Lets talk about the American cheese. You are going to be shocked to hear what I use. It makes it so cheesy and creamy and is so easy! No shredding/grating and no fancy cheese from the cheese and deli counter! (Thank you The Baker Mama!) I use the Kraft Deli American Cheese Slices!

Now don’t get confused here. These deli slices are not the plastic wrapped slices. They are creamier and a step up from the Kraft cheese slices you are thinking of. But I am here to tell you that these Kraft Deli slices are delicious and make the macaroni and cheese creamy and perfect. I have tried the American cheese from the deli/cheese counter and have tried these Kraft Deli slices and I prefer the Kraft Deli slices! They are both good and will make a great macaroni and cheese, so if the slices freak you out, get your cheese from the Cheese People at the counter! (I am not getting paid from Kraft)

As for the shredded cheddar cheese, you can use mild, medium, sharp, whatever you like best! You can use orange or white cheddar cheese and orange or white American cheese. It will all taste the same, the color will just be whichever you choose.

Seasoning the Easiest and Most Delicious Homemade Macaroni and Cheese

In a large skillet or sauce pan (you will add the cooked pasta to this pan, so make sure it is big enough) you will make a roux, which is butter, flour, and milk. Once the roux thickens, I add my cheese.

Now for the seasoning! I season it with salt and pepper and some garlic salt. Simple and easy flavor but the perfect compliment to the cheese! You can adjust the seasonings to taste. I always season it after adding the cheese, because the cheese itself will add flavor to the sauce. So season a little as you go, mixing and tasting, then adding more as needed.

If you find your macaroni is too thick (I prefer mine thick so I apologize if it is too thick for your liking) just add a little milk until it reaches the consistency you like! It will thicken upon standing as it cools.

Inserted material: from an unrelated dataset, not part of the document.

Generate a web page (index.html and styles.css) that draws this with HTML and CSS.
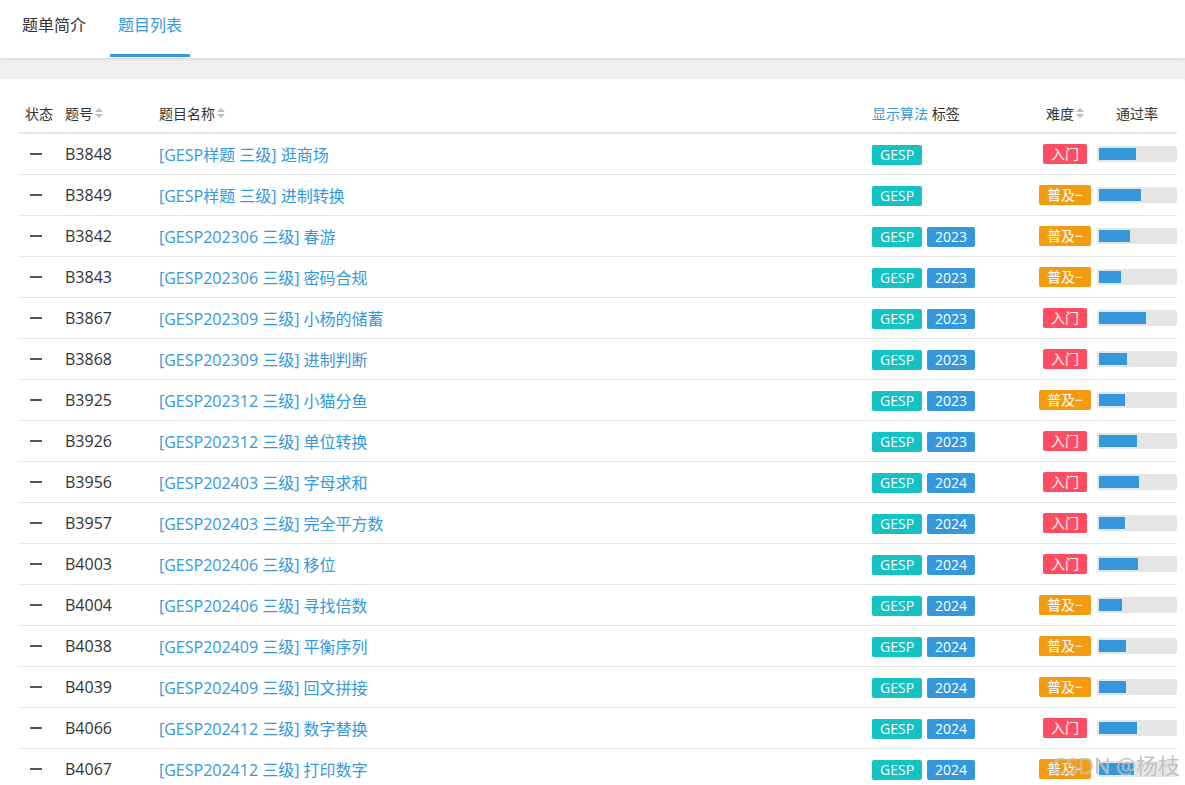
FILE: index.html
```html
<!DOCTYPE html>
<html lang="zh-CN">
<head>
<meta charset="utf-8">
<title>题目列表</title>
<link rel="stylesheet" href="styles.css">
</head>
<body>
<div class="tabbar">
  <div class="tab">题单简介</div>
  <div class="tab active">题目列表</div>
</div>
<div class="band"></div>
<div class="card">
  <div class="thead">
    <div class="c-status">状态</div>
    <div class="c-pid sortable">题号<svg class="sort" width="8" height="12" viewBox="0 0 8 12"><path d="M0 5 L4 1 L8 5 Z M0 7 L4 11 L8 7 Z" fill="#bbb"/></svg></div>
    <div class="c-title sortable">题目名称<svg class="sort" width="8" height="12" viewBox="0 0 8 12"><path d="M0 5 L4 1 L8 5 Z M0 7 L4 11 L8 7 Z" fill="#bbb"/></svg></div>
    <div class="c-tags"><span class="link">显示算法</span> 标签</div>
    <div class="c-diff sortable">难度<svg class="sort" width="8" height="12" viewBox="0 0 8 12"><path d="M0 5 L4 1 L8 5 Z M0 7 L4 11 L8 7 Z" fill="#bbb"/></svg></div>
    <div class="c-rate">通过率</div>
  </div>

  <div class="row"><div class="c-status"><span class="dash"></span></div><div class="c-pid">B3848</div><div class="c-title"><span class="link">[GESP样题 三级] 逛商场</span></div><div class="c-tags"><span class="tag src">GESP</span></div><div class="c-diff"><span class="diff red">入门</span></div><div class="c-rate"><div class="bar"><div class="fill" style="width:48.7%"></div></div></div></div>
  <div class="row"><div class="c-status"><span class="dash"></span></div><div class="c-pid">B3849</div><div class="c-title"><span class="link">[GESP样题 三级] 进制转换</span></div><div class="c-tags"><span class="tag src">GESP</span></div><div class="c-diff"><span class="diff orange">普及−</span></div><div class="c-rate"><div class="bar"><div class="fill" style="width:55.3%"></div></div></div></div>
  <div class="row"><div class="c-status"><span class="dash"></span></div><div class="c-pid">B3842</div><div class="c-title"><span class="link">[GESP202306 三级] 春游</span></div><div class="c-tags"><span class="tag src">GESP</span><span class="tag year">2023</span></div><div class="c-diff"><span class="diff orange">普及−</span></div><div class="c-rate"><div class="bar"><div class="fill" style="width:40.8%"></div></div></div></div>
  <div class="row"><div class="c-status"><span class="dash"></span></div><div class="c-pid">B3843</div><div class="c-title"><span class="link">[GESP202306 三级] 密码合规</span></div><div class="c-tags"><span class="tag src">GESP</span><span class="tag year">2023</span></div><div class="c-diff"><span class="diff orange">普及−</span></div><div class="c-rate"><div class="bar"><div class="fill" style="width:28.9%"></div></div></div></div>
  <div class="row"><div class="c-status"><span class="dash"></span></div><div class="c-pid">B3867</div><div class="c-title"><span class="link">[GESP202309 三级] 小杨的储蓄</span></div><div class="c-tags"><span class="tag src">GESP</span><span class="tag year">2023</span></div><div class="c-diff"><span class="diff red">入门</span></div><div class="c-rate"><div class="bar"><div class="fill" style="width:61.8%"></div></div></div></div>
  <div class="row"><div class="c-status"><span class="dash"></span></div><div class="c-pid">B3868</div><div class="c-title"><span class="link">[GESP202309 三级] 进制判断</span></div><div class="c-tags"><span class="tag src">GESP</span><span class="tag year">2023</span></div><div class="c-diff"><span class="diff red">入门</span></div><div class="c-rate"><div class="bar"><div class="fill" style="width:36.8%"></div></div></div></div>
  <div class="row"><div class="c-status"><span class="dash"></span></div><div class="c-pid">B3925</div><div class="c-title"><span class="link">[GESP202312 三级] 小猫分鱼</span></div><div class="c-tags"><span class="tag src">GESP</span><span class="tag year">2023</span></div><div class="c-diff"><span class="diff orange">普及−</span></div><div class="c-rate"><div class="bar"><div class="fill" style="width:34.2%"></div></div></div></div>
  <div class="row"><div class="c-status"><span class="dash"></span></div><div class="c-pid">B3926</div><div class="c-title"><span class="link">[GESP202312 三级] 单位转换</span></div><div class="c-tags"><span class="tag src">GESP</span><span class="tag year">2023</span></div><div class="c-diff"><span class="diff red">入门</span></div><div class="c-rate"><div class="bar"><div class="fill" style="width:50%"></div></div></div></div>
  <div class="row"><div class="c-status"><span class="dash"></span></div><div class="c-pid">B3956</div><div class="c-title"><span class="link">[GESP202403 三级] 字母求和</span></div><div class="c-tags"><span class="tag src">GESP</span><span class="tag year">2024</span></div><div class="c-diff"><span class="diff red">入门</span></div><div class="c-rate"><div class="bar"><div class="fill" style="width:52.6%"></div></div></div></div>
  <div class="row"><div class="c-status"><span class="dash"></span></div><div class="c-pid">B3957</div><div class="c-title"><span class="link">[GESP202403 三级] 完全平方数</span></div><div class="c-tags"><span class="tag src">GESP</span><span class="tag year">2024</span></div><div class="c-diff"><span class="diff red">入门</span></div><div class="c-rate"><div class="bar"><div class="fill" style="width:34.2%"></div></div></div></div>
  <div class="row"><div class="c-status"><span class="dash"></span></div><div class="c-pid">B4003</div><div class="c-title"><span class="link">[GESP202406 三级] 移位</span></div><div class="c-tags"><span class="tag src">GESP</span><span class="tag year">2024</span></div><div class="c-diff"><span class="diff red">入门</span></div><div class="c-rate"><div class="bar"><div class="fill" style="width:51.3%"></div></div></div></div>
  <div class="row"><div class="c-status"><span class="dash"></span></div><div class="c-pid">B4004</div><div class="c-title"><span class="link">[GESP202406 三级] 寻找倍数</span></div><div class="c-tags"><span class="tag src">GESP</span><span class="tag year">2024</span></div><div class="c-diff"><span class="diff orange">普及−</span></div><div class="c-rate"><div class="bar"><div class="fill" style="width:30.3%"></div></div></div></div>
  <div class="row"><div class="c-status"><span class="dash"></span></div><div class="c-pid">B4038</div><div class="c-title"><span class="link">[GESP202409 三级] 平衡序列</span></div><div class="c-tags"><span class="tag src">GESP</span><span class="tag year">2024</span></div><div class="c-diff"><span class="diff orange">普及−</span></div><div class="c-rate"><div class="bar"><div class="fill" style="width:35.5%"></div></div></div></div>
  <div class="row"><div class="c-status"><span class="dash"></span></div><div class="c-pid">B4039</div><div class="c-title"><span class="link">[GESP202409 三级] 回文拼接</span></div><div class="c-tags"><span class="tag src">GESP</span><span class="tag year">2024</span></div><div class="c-diff"><span class="diff orange">普及−</span></div><div class="c-rate"><div class="bar"><div class="fill" style="width:35.5%"></div></div></div></div>
  <div class="row"><div class="c-status"><span class="dash"></span></div><div class="c-pid">B4066</div><div class="c-title"><span class="link">[GESP202412 三级] 数字替换</span></div><div class="c-tags"><span class="tag src">GESP</span><span class="tag year">2024</span></div><div class="c-diff"><span class="diff red">入门</span></div><div class="c-rate"><div class="bar"><div class="fill" style="width:50%"></div></div></div></div>
  <div class="row"><div class="c-status"><span class="dash"></span></div><div class="c-pid">B4067</div><div class="c-title"><span class="link">[GESP202412 三级] 打印数字</span></div><div class="c-tags"><span class="tag src">GESP</span><span class="tag year">2024</span></div><div class="c-diff"><span class="diff orange">普及−</span></div><div class="c-rate"><div class="bar"><div class="fill" style="width:46%"></div></div></div></div>
</div>
<div class="watermark">CSDN @杨枝</div>
</body>
</html>
```
FILE: styles.css
```css
html, body {
  margin: 0;
  padding: 0;
}
body {
  font-family: "Open Sans", "Noto Sans CJK SC", sans-serif;
  background: #efefef;
  color: #333;
  overflow: hidden;
}
.tabbar {
  position: relative;
  z-index: 1;
  height: 58px;
  box-sizing: border-box;
  background: #fff;
  box-shadow: 0 1px 3px rgba(0, 0, 0, 0.12);
  display: flex;
  gap: 16px;
  padding-left: 14px;
}
.tab {
  box-sizing: border-box;
  height: 57px;
  padding: 14px 8px 0;
  font-size: 16px;
  line-height: 22px;
  color: #333;
  border-bottom: 3px solid transparent;
}
.tab.active {
  color: #3498db;
  border-bottom-color: #3498db;
}
.band {
  height: 21px;
}
.card {
  background: #fff;
  border-radius: 3px 3px 0 0;
  padding: 14px 8px 0 18px;
}
.thead,
.row {
  display: grid;
  grid-template-columns: 47px 94px 713px 163px 60px 82px;
  align-items: center;
}
.thead {
  height: 39px;
  border-bottom: 2px solid #e5e5e5;
  font-size: 14px;
  color: #333;
}
.row {
  height: 40px;
  border-bottom: 1px solid #e8e8e8;
  font-size: 16px;
}
.c-status {
  padding-left: 7px;
}
.row .c-status {
  padding-left: 12px;
}
.sortable {
  display: flex;
  align-items: center;
  gap: 2px;
}
.sort {
  display: block;
}
.c-diff {
  display: flex;
  justify-content: center;
}
.c-rate {
  display: flex;
  justify-content: flex-end;
}
.thead .c-rate {
  justify-content: center;
  padding-left: 2px;
}
.link {
  color: #3498db;
}
.dash {
  display: block;
  width: 12px;
  height: 2px;
  background: #555;
}
.tag {
  display: inline-block;
  height: 20px;
  line-height: 20px;
  padding: 0 8px;
  margin-right: 5px;
  border-radius: 2px;
  color: #fff;
  font-size: 14px;
  font-weight: 500;
  vertical-align: middle;
}
.tag.src {
  background: #13c2c2;
}
.tag.year {
  background: #3498db;
}
.diff {
  display: inline-block;
  height: 20px;
  line-height: 20px;
  padding: 0 8px;
  border-radius: 2px;
  color: #fff;
  font-size: 14px;
}
.diff.red {
  background: #fe4c61;
}
.diff.orange {
  background: #f39c11;
}
.bar {
  width: 80px;
  height: 16px;
  box-sizing: border-box;
  padding: 2px;
  background: #e5e5e5;
  border-radius: 2px;
}
.fill {
  height: 12px;
  background: #3498db;
}
.watermark {
  position: fixed;
  right: 5px;
  bottom: 5px;
  font-size: 22px;
  color: rgba(160, 160, 160, 0.65);
  text-shadow: 0 0 1px rgba(255, 255, 255, 0.8);
  pointer-events: none;
}
```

After it is seasoned and cheesed (is that a word? I like it, even if it isn’t), add your pasta and then stir it up. Serve it up and ENJOY! You will love it and want to make it weekly!

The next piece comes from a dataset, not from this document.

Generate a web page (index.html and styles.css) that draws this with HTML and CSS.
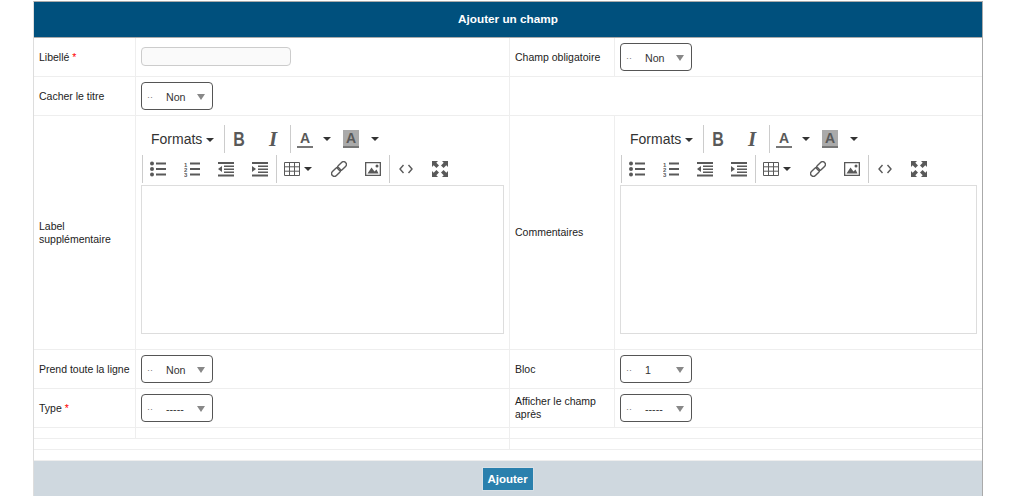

The Easiest and Most Delicious Homemade Macaroni and Cheese

This macaroni can be stored in the fridge for up to a week. When reheated, you may need to add more milk to thin it out… and maybe even a bit more cheese!;)

The Easiest and Most Delicious Homemade Macaroni and Cheese is easy to make and your kids (and all adults) will LOVE it! It is cheesy, creamy and so dang good!

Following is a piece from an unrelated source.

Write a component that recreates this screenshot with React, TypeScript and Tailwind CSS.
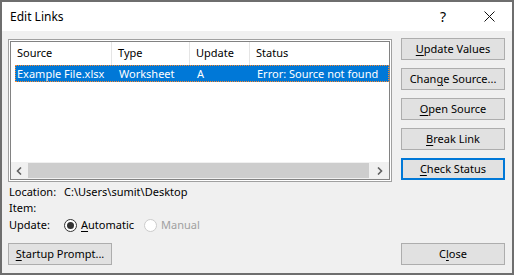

If you love this homemade macaroni and cheese try my Grilled Mac N’ Cheese Sandwich! Click HERE for the recipe!

Check out the latest posts from the Butcher’s Wife!

The Easiest and Most Delicious Homemade Macaroni and Cheese

This Macaroni and Cheese is the most delicious and the best macaroni you will ever try!  It is fast to make and is rich, creamy and cheesy!
Prep Time 20 minutes
Cook Time 20 minutes
Servings 6 servings


  • 1 pound pasta, I like to use Barilla Cellentani, cooked and drained
  • 5 tbsp butter
  • 5 tbsp flour
  • 3 cups 2% or whole milk this works best for creamy mac n cheese
  • 1 to 2 tsp salt, seasoned to taste
  • 1/2 tsp garlic salt, to taste
  • 1 pinch onion powder
  • pinch of pepper, or more to taste
  • 2 to 3 cups shredded cheddar cheese *to taste I prefer mild or medium
  • 6 to 7 oz. American Cheese, sliced or shredded, to taste which is 6 or 7 slices of the deli cheese, or weigh shredded cheese…*see notes


  • Cook your pasta according to the directions on the package.  Drain and set aside after cooking.
  • In a large skillet or sauce pan (big enough to add the pasta too), over meduim heat, melt your butter, add the flour and whisk together, letting it bubble and cook for a few minutes.
  • Slowly add your milk, whisking it so it is smooth and mixed well.    Let this simmer on medium heat until it has thickened, whisking occasionally. It usually takes mine a good 15 minutes to thicken, sometimes longer.
  • Add your cheeses, let them melt and stir them in, making sure they are melted and mixed fully.  Add more cheese if needed to taste.
  • Season your sauce with the salt, garlic salt and pepper. I always start out with a little of each, adding them a little at a time.  Taste as you go so you don't over-season. 
  • After the sauce is seasoned to your liking, add your pasta (make sure there isn't alot of excess water on it).  Mix well – you will probably need a large spoon at this point to stir it all together.  You can adjust cheese and seasonings again if needed.
  • If your macaroni is too thick, thin it out with a little more milk.
  • Serve immediately and enjoy!
  • This macaroni and cheese can be stored in your fridge for up to a week.  You may need to add some more milk if it is too thick when reheating…and you can always add more cheese too! 


  1.  You can use any type of pasta that you like. I like to use Barilla’s Cellentani pasta. They area bit thicker, with a long and twisty shape that the sauce clings too! 
  2. You need to use a milk with a higher fat content, so 2% or whole works best to get the thick and creamy sauce.
  3. For the shredded cheddar cheese you can choose if you like mild, or medium, or even sharp cheddar cheese. I prefer a mild or medium cheddar for this macaroni.
  4. For the American Cheese, I have tried the American cheese from the deli/cheese counter and have tried Kraft Deli slices and I prefer the Kraft Deli slices! They are both good and will make a great macaroni and cheese.  Don’t freak out if you are adding slices to the sauce, it all melts the same!  Add as little or as much cheese as you prefer.  Add a little at a time until it reaches your perfect level of cheesiness.  You can always add more after seasoning too!
  5. I add the cheese to my sauce first, then season it after the cheese melts.  You need the cheese in the sauce so you season it right.  The cheese tends to add some flavor and salt to the sauce, so I add the cheese first, then season according to taste.


  1. Does anyone know if this can be frozen then baked to reheat?

    • Beth, The Butcher's Wife

      Hi Janet! I have never tried freezing it and then reheating it… If you try it I would undercook the noodles just a little bit… The cheese may separate a little bit when it’s heated but I could be totally wrong! If you try it let me know how it turns out!